I assume that m_in_data.tn() and m_in_data.tnp1() are supposed to be -1?


One more update: if I comment out AMREX_ALWAYS_ASSERT(std::abs(time - m_in_data.tinterp()) < 1e-6);, then my simulation does run through to timestepping. It's unclear yet if I'm seeing any unphysical artifacts.

mbkuhn commented 1 day ago

I'm confident I found the problem. The time passed to a vof fillpatch (within the advection step) is not valid, leading to a problem with this assertion. I'm not sure what the best solution is, but to confirm this is the problem, you could try running without vof as one of the bndry variables. This would also explain why this problem is showing up for offshore ABLs in particular.

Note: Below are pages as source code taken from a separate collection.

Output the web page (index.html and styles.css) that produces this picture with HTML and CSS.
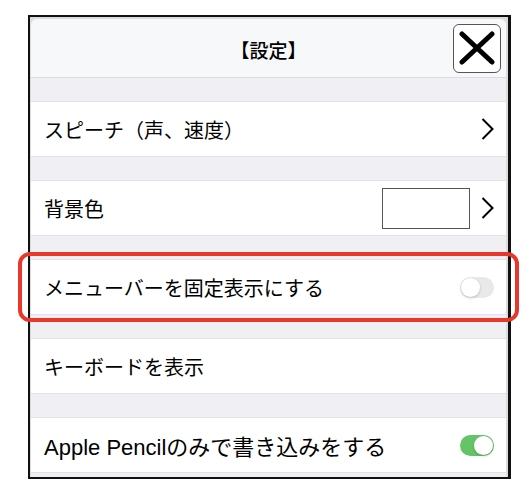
FILE: index.html
```html
<!DOCTYPE html>
<html lang="ja">
<head>
    <meta charset="UTF-8">
    <title>設定</title>
    <link rel="stylesheet" href="styles.css">
</head>
<body>
    <div class="frame">
        <div class="sheet">
            <div class="header">
                <span></span>
                <h1 class="title">【設定】</h1>
                <button class="close" aria-label="閉じる">
                    <svg width="36" height="34" viewBox="0 0 36 34">
                        <path d="M3 3 L33 31 M33 3 L3 31" stroke="#000" stroke-width="5" stroke-linecap="round" fill="none"/>
                    </svg>
                </button>
            </div>

            <div class="gap first"></div>
            <div class="row">
                <span class="label">スピーチ（声、速度）</span>
                <svg class="chevron" width="13" height="22" viewBox="0 0 13 22"><polyline points="1.5,1 11.5,11 1.5,21" /></svg>
            </div>

            <div class="gap"></div>
            <div class="row">
                <span class="label">背景色</span>
                <div class="tail">
                    <div class="swatch"></div>
                    <svg class="chevron" width="13" height="22" viewBox="0 0 13 22"><polyline points="1.5,1 11.5,11 1.5,21" /></svg>
                </div>
            </div>

            <div class="gap"></div>
            <div class="row">
                <span class="label">メニューバーを固定表示にする</span>
                <div class="switch"><div class="knob"></div></div>
            </div>

            <div class="gap"></div>
            <div class="row">
                <span class="label">キーボードを表示</span>
            </div>

            <div class="gap"></div>
            <div class="row">
                <span class="label large"><span class="latin">Apple Pencil</span>のみで書き込みをする</span>
                <div class="switch on"><div class="knob"></div></div>
            </div>
            <div class="gap last"></div>
        </div>
    </div>

    <!-- annotation around the menu bar option -->
    <div class="highlight"></div>
</body>
</html>
```

FILE: styles.css
```css
body {
    margin: 0;
    background: #fff;
    font-family: "Noto Sans CJK JP", "Noto Sans", sans-serif;
    color: #000;
}
.frame {
    margin: 15px 0 0 28px;
    width: 475px;
    border: 2px solid #111;
    border-right-width: 3px;
    background: #dcdcdc;
    padding: 2px 2px 0 1px;
}
.sheet {
    background: #efeff4;
    border-radius: 6px 6px 0 0;
    overflow: hidden;
}
.header {
    height: 58px;
    display: grid;
    grid-template-columns: 1fr auto 1fr;
    align-items: center;
    background: #f7f8fa;
    border-bottom: 1px solid #dcdce0;
}
.title {
    margin: 0;
    font-size: 19px;
    font-weight: 500;
    padding-top: 2px;
}
.close {
    justify-self: end;
    margin-right: 5px;
    width: 48px;
    height: 49px;
    padding: 0;
    display: flex;
    align-items: center;
    justify-content: center;
    background: #fff;
    border: 1px solid #555;
    border-radius: 6px;
}
.gap {
    height: 24px;
}
.gap.last {
    height: 4px;
}
.row {
    height: 54px;
    display: flex;
    align-items: center;
    justify-content: space-between;
    padding: 0 12px 0 13px;
    background: #fff;
    border-top: 1px solid #e2e2e6;
    border-bottom: 1px solid #e2e2e6;
    margin-top: -1px;
}
.label {
    font-size: 20px;
}
.label.large {
    font-size: 22px;
}
.latin {
    font-family: "Liberation Sans", "Noto Sans", sans-serif;
}
.chevron polyline {
    fill: none;
    stroke: #000;
    stroke-width: 2;
}
.tail {
    display: flex;
    align-items: center;
    gap: 11px;
}
.swatch {
    width: 86px;
    height: 39px;
    border: 1px solid #555;
    background: #fff;
}
.switch {
    width: 34px;
    height: 21px;
    border-radius: 11px;
    background: #e9e9eb;
    position: relative;
}
.knob {
    position: absolute;
    top: 1px;
    left: 1px;
    width: 19px;
    height: 19px;
    border-radius: 50%;
    background: #fff;
    box-shadow: 0 1px 3px rgba(0, 0, 0, 0.2);
}
.switch.on {
    background: #65c466;
}
.switch.on .knob {
    left: 14px;
}
.highlight {
    position: absolute;
    left: 18px;
    top: 252px;
    width: 493px;
    height: 62px;
    border: 4px solid #e6382b;
    border-radius: 12px;
}
```
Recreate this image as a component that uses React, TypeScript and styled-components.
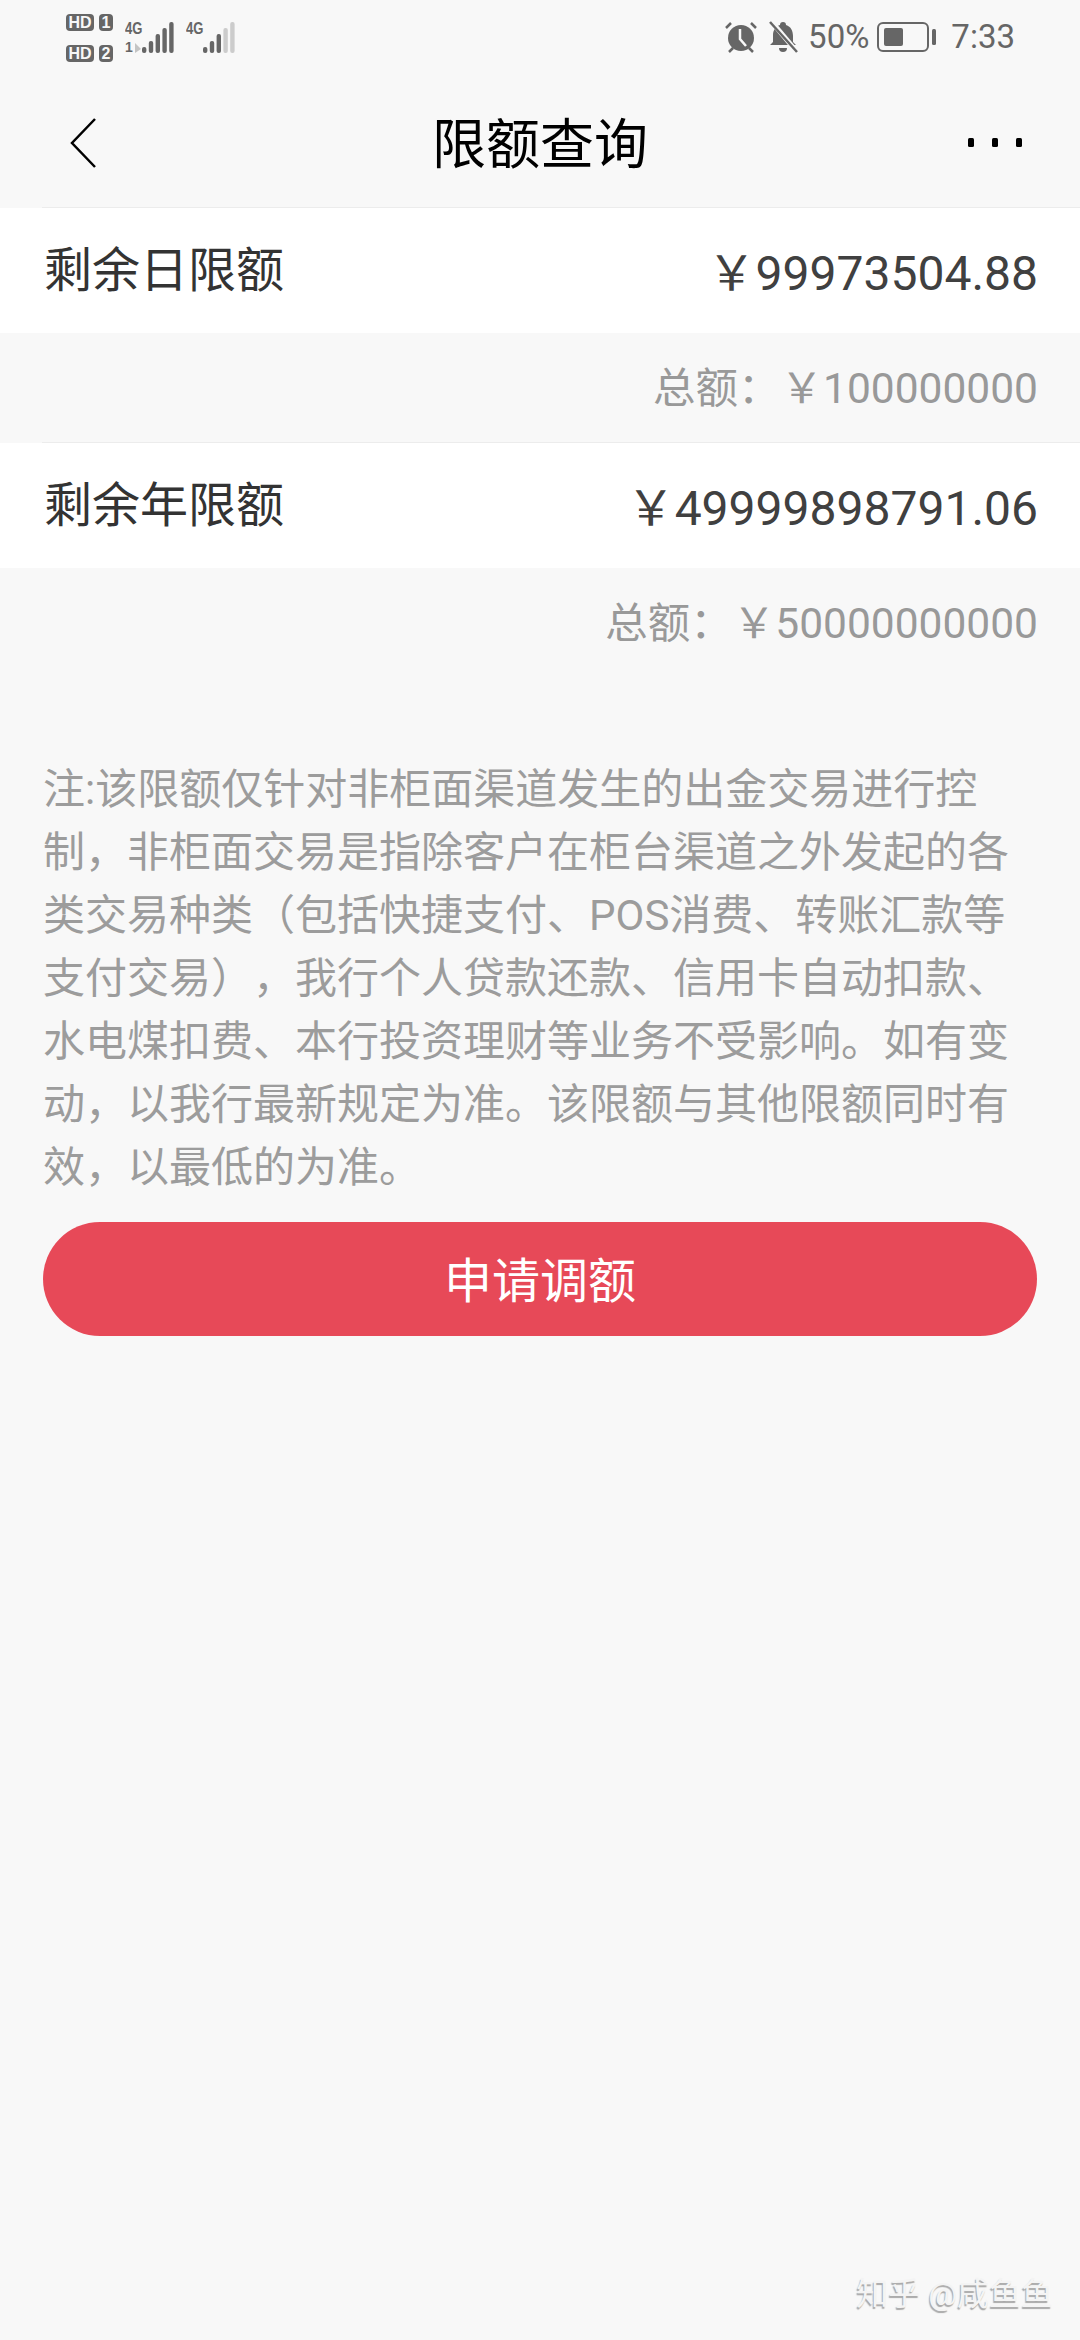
import styled, { createGlobalStyle } from 'styled-components'

const GlobalStyle = createGlobalStyle`
  html, body {
    margin: 0;
    padding: 0;
    background: #f8f8f8;
  }
  * {
    box-sizing: border-box;
  }
`

const Page = styled.div`
  position: relative;
  width: 1080px;
  height: 2340px;
  overflow: hidden;
  background: #f8f8f8;
  font-family: Roboto, "Noto Sans CJK SC", sans-serif;
  text-spacing-trim: space-all;
`

const StatusBar = styled.div`
  height: 68px;
  padding: 14px 65px 0 66px;
  display: flex;
  justify-content: space-between;
  align-items: flex-start;
`

const StatusLeft = styled.div`
  display: flex;
  gap: 12px;
`

const SimColumn = styled.div`
  display: flex;
  flex-direction: column;
  gap: 14px;
`

const SimRow = styled.div`
  display: flex;
  gap: 5px;
`

const Badge = styled.span<{ $wide?: boolean }>`
  width: ${props => (props.$wide ? '28px' : '14px')};
  height: 17px;
  border-radius: 4px;
  background: #666;
  color: #f8f8f8;
  font-family: "Liberation Sans", sans-serif;
  font-size: 16px;
  font-weight: 700;
  line-height: 17px;
  text-align: center;
`

const SignalGroup = styled.div`
  display: flex;
  height: 31px;
  margin-top: 8px;
`

const NetColumn = styled.div`
  width: 17px;
  display: flex;
  flex-direction: column;
  justify-content: space-between;
`

const NetLabel = styled.span`
  display: block;
  font-family: "Liberation Sans", sans-serif;
  font-size: 17px;
  line-height: 13px;
  font-weight: 700;
  color: #666;
  transform: scaleX(0.77);
  transform-origin: left center;
`

const Activity = styled.span`
  display: flex;
  align-items: center;
  gap: 2px;
  font-family: "Liberation Sans", sans-serif;
  font-size: 14px;
  line-height: 11px;
  font-weight: 700;
  color: #666;
`

const StatusRight = styled.div`
  display: flex;
  align-items: center;
  height: 40px;
  margin-top: 3px;
`

const StatusText = styled.span`
  font-size: 33px;
  line-height: 40px;
  color: #666;
`

const NavBar = styled.div`
  height: 140px;
  padding: 10px 56px 0;
  display: grid;
  grid-template-columns: 1fr auto 1fr;
  align-items: center;
`

const BackSvg = styled.svg`
  margin-left: 14px;
`

const MoreSvg = styled.svg`
  justify-self: end;
`

const Title = styled.div`
  font-size: 54px;
  line-height: 70px;
  color: #000;
  margin-top: 5px;
`

const LimitRow = styled.div`
  height: 125px;
  background: #fff;
  padding: 0 42px 0 44px;
  display: flex;
  align-items: center;
  justify-content: space-between;
  position: relative;

  &::before {
    content: '';
    position: absolute;
    top: -1px;
    left: 42px;
    right: 0;
    height: 1px;
    background: #ececec;
  }
`

const RowLabel = styled.span`
  font-size: 48px;
  line-height: 60px;
  color: #333;
  margin-top: 1px;
`

const RowValue = styled.span`
  font-size: 48px;
  line-height: 60px;
  color: #404040;
  margin-top: 6px;
`

const TotalRow = styled.div`
  height: 110px;
  padding: 0 42px 8px 0;
  display: flex;
  align-items: center;
  justify-content: flex-end;
  font-size: 42.5px;
  color: #999;
`

const Note = styled.div`
  margin-top: 80px;
  padding: 0 43px;
  font-size: 42px;
  line-height: 63px;
  color: #9c9c9c;
`

const ApplyButton = styled.button`
  display: block;
  width: 994px;
  height: 114px;
  margin: 23px 0 0 43px;
  padding: 0 0 5px;
  border: none;
  border-radius: 57px;
  background: #e74958;
  color: #fff;
  font-family: inherit;
  font-size: 48px;
`

const Watermark = styled.div`
  position: absolute;
  right: 27px;
  bottom: 27px;
  font-size: 32px;
  line-height: 38px;
  color: #f4f4f4;
  text-shadow: -1px 2px 1px #a8a8a8;
`

const BAR_HEIGHTS = [6, 12, 19, 25, 31]

function SignalBars({ strong }: { strong: number }) {
  return (
    <svg width="32" height="31" viewBox="0 0 32 31">
      {BAR_HEIGHTS.map((h, i) => (
        <rect
          key={h}
          x={i * 6.8}
          y={31 - h}
          width="4.4"
          height={h}
          rx="2"
          fill={i < strong ? '#666' : '#ccc'}
        />
      ))}
    </svg>
  )
}

const AlarmIcon = () => (
  <svg width="32" height="32" viewBox="0 0 32 32" style={{ marginRight: 12 }}>
    <circle cx="16" cy="17" r="13" fill="#666" />
    <path d="M15 8v10l6 7" stroke="#f8f8f8" strokeWidth="2.500" fill="none" />
    <path d="M1 7l5-5M31 7l-5-5M4 31l4-4M28 31l-4-4" stroke="#666" strokeWidth="2.500" fill="none" />
  </svg>
)

const MutedBell = () => (
  <svg width="29" height="32" viewBox="0 0 29 32" style={{ marginRight: 10 }}>
    <path d="M14 1a3 3 0 0 1 3 3c5 1.500 7 6 7 11v6l3 3H1l3-3v-7c0-5 3-9 7-10a3 3 0 0 1 3-3z" fill="#666" />
    <path d="M10 27h8a4 4 0 0 1-8 0z" fill="#666" />
    <path d="M2 0l26 31" stroke="#f8f8f8" strokeWidth="5" />
    <path d="M1 1l27 30" stroke="#666" strokeWidth="2.500" />
  </svg>
)

const BatteryIcon = () => (
  <svg width="59" height="30" viewBox="0 0 59 30" style={{ margin: '0 15px 0 8px' }}>
    <rect x="1" y="1" width="50" height="28" rx="5" fill="none" stroke="#666" strokeWidth="2" />
    <rect x="7" y="6" width="19" height="18" rx="2" fill="#666" />
    <rect x="55" y="7" width="4" height="16" rx="1.500" fill="#666" />
  </svg>
)

const ActivityArrow = () => (
  <svg width="6" height="10" viewBox="0 0 6 10">
    <path d="M0 0l6 6-6 4z" fill="#c4c4c4" />
  </svg>
)

const BackIcon = () => (
  <BackSvg width="26" height="50" viewBox="0 0 26 50">
    <path d="M25 1L2 25l23 24" fill="none" stroke="#000" strokeWidth="2.500" />
  </BackSvg>
)

const MoreIcon = () => (
  <MoreSvg width="56" height="10" viewBox="0 0 56 10">
    <rect x="0" y="0" width="6" height="9" rx="1.500" fill="#000" />
    <rect x="24" y="0" width="6" height="9" rx="1.500" fill="#000" />
    <rect x="48" y="0" width="6" height="9" rx="1.500" fill="#000" />
  </MoreSvg>
)

export default function App() {
  return (
    <Page>
      <GlobalStyle />
      <StatusBar>
        <StatusLeft>
          <SimColumn>
            <SimRow>
              <Badge $wide>HD</Badge>
              <Badge>1</Badge>
            </SimRow>
            <SimRow>
              <Badge $wide>HD</Badge>
              <Badge>2</Badge>
            </SimRow>
          </SimColumn>
          <SignalGroup>
            <NetColumn>
              <NetLabel>4G</NetLabel>
              <Activity>
                1
                <ActivityArrow />
              </Activity>
            </NetColumn>
            <SignalBars strong={5} />
          </SignalGroup>
          <SignalGroup>
            <NetColumn>
              <NetLabel>4G</NetLabel>
            </NetColumn>
            <SignalBars strong={3} />
          </SignalGroup>
        </StatusLeft>
        <StatusRight>
          <AlarmIcon />
          <MutedBell />
          <StatusText>50%</StatusText>
          <BatteryIcon />
          <StatusText>7:33</StatusText>
        </StatusRight>
      </StatusBar>
      <NavBar>
        <BackIcon />
        <Title>限额查询</Title>
        <MoreIcon />
      </NavBar>
      <LimitRow>
        <RowLabel>剩余日限额</RowLabel>
        <RowValue>￥99973504.88</RowValue>
      </LimitRow>
      <TotalRow>总额：￥100000000</TotalRow>
      <LimitRow>
        <RowLabel>剩余年限额</RowLabel>
        <RowValue>￥49999898791.06</RowValue>
      </LimitRow>
      <TotalRow>总额：￥50000000000</TotalRow>
      <Note>
        注:该限额仅针对非柜面渠道发生的出金交易进行控制，非柜面交易是指除客户在柜台渠道之外发起的各类交易种类（包括快捷支付、POS消费、转账汇款等支付交易），我行个人贷款还款、信用卡自动扣款、水电煤扣费、本行投资理财等业务不受影响。如有变动，以我行最新规定为准。该限额与其他限额同时有效，以最低的为准。
      </Note>
      <ApplyButton>申请调额</ApplyButton>
      <Watermark>知乎 @咸鱼鱼</Watermark>
    </Page>
  )
}
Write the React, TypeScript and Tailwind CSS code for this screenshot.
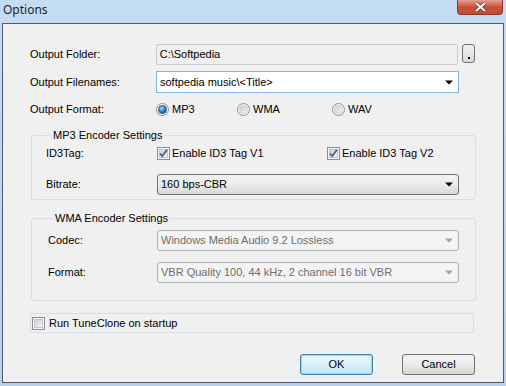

rybchuk commented 1 day ago

Yep, I can confirm! If I run with my code that was compiled back in October and I set ABL.bndry_var_names = velocity temperature, the code makes it through the first few timesteps without any errors.

mbkuhn commented 1 day ago

Putting these here for myself and other developers: https://github.com/Exawind/amr-wind/blob/main/amr-wind/equation_systems/vof/SplitAdvection.cpp#L102 https://github.com/Exawind/amr-wind/blob/main/amr-wind/equation_systems/vof/vof_ops.H#L73

both of these would lead to breaking the assertion. The second one is easy to fix. The first one is a problem for two reasons:

  1. easier issue - need to pass in the time to SplitAdvection so it can have a valid value.
  2. harder issue - vof boundaries need to be at n, not n+1/2, defying the new way I set up the boundary fill times. Probably will need some type of specific exception to leave the boundaries at n while still doing fillpatch stuff elsewhere, kind of like what I did for the sibling fields fill.
mbkuhn commented 1 day ago

When you get a chance, could you also check with the more recent code, and just taking vof out of the input bndry variable names? No hurry

rybchuk commented 1 day ago

It's a quick thing for me to check :) I un-uncommented the AMREX_ALWAYS_ASSERT with yesterday's code, and I can confirm that that also runs through the first few timestamps without issue. And, the code fails if I add vof back into the BCs.